Darn fine bed welshfamer! I'd like some rusticness with the birch poles, etc, and that roughsawn end looks great!
Richie_B, stumpy01, thanks for checking it out. The reasons for all these things tie together (in my head, at least). The bottom bed is a small double and the top a funny single. My daughter would like to have a desk under the topbed so she "can do experiments".
She'd also like to be able to enclose the bed with curtains, hence the diagonal bar. I've got some leftover steel tube I used to make curtain poles, perhaps that would be better? Alternatively, add another upright next to the double bed, which would support that desk corner and look more natural?
Thanks for that maccruiskeen.
The idea of reclaimed wood is a great one I hadn't thought of, and I'm just down the road from an outfit called Oxford Wood Recycling who get all sorts of bits in. Ace.
http://www.oxfordwoodrecycling.org.uk/
I take your point on (seasoned!) hardwood being better able to take clean cuts and make extra neat joints.

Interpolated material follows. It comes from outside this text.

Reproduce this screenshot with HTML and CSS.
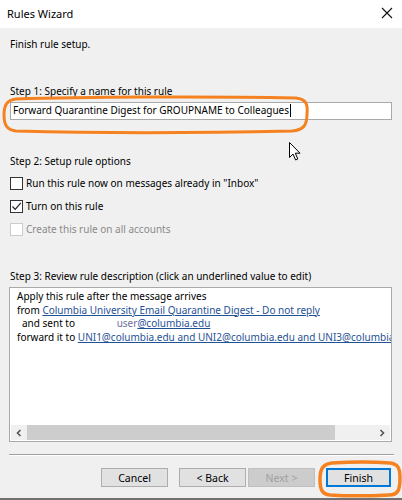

That will be my plan.
Do you have any pics of the fossil bed? Sounds ace, but I can't quite imagine it!
edit: double post apology!
edit 2: meant to say thanks to Tron for pointing out guard rail problem - I appreciate your thinking about my plans!
Do you have any pics of the fossil bed? Sounds ace, but I can't quite imagine it!
now that I think about it... when I say i was the last bed I made for someone.... I made it nearly 20 years ago, no pics I'm afraid. The more recent beds I've made for myself are all odd arrangements of plywood boxes.
to try and describe it though - the beams were something link 6x2" or 8x2". I clamped them at one end then drove a wood splitting wedge in at the other so that a split ran along the grain, along the length of the beam. Poked some pretty odds and ends in then knocked the wedge out.
I am with Stumpy and Richy on this. I would get rid of those long planks on the double bed (make some other arrangement for supporting drapes, she may well tire of them soon) and put in a cross beam to strengthen/hold tight the two legs on the front of the bunk.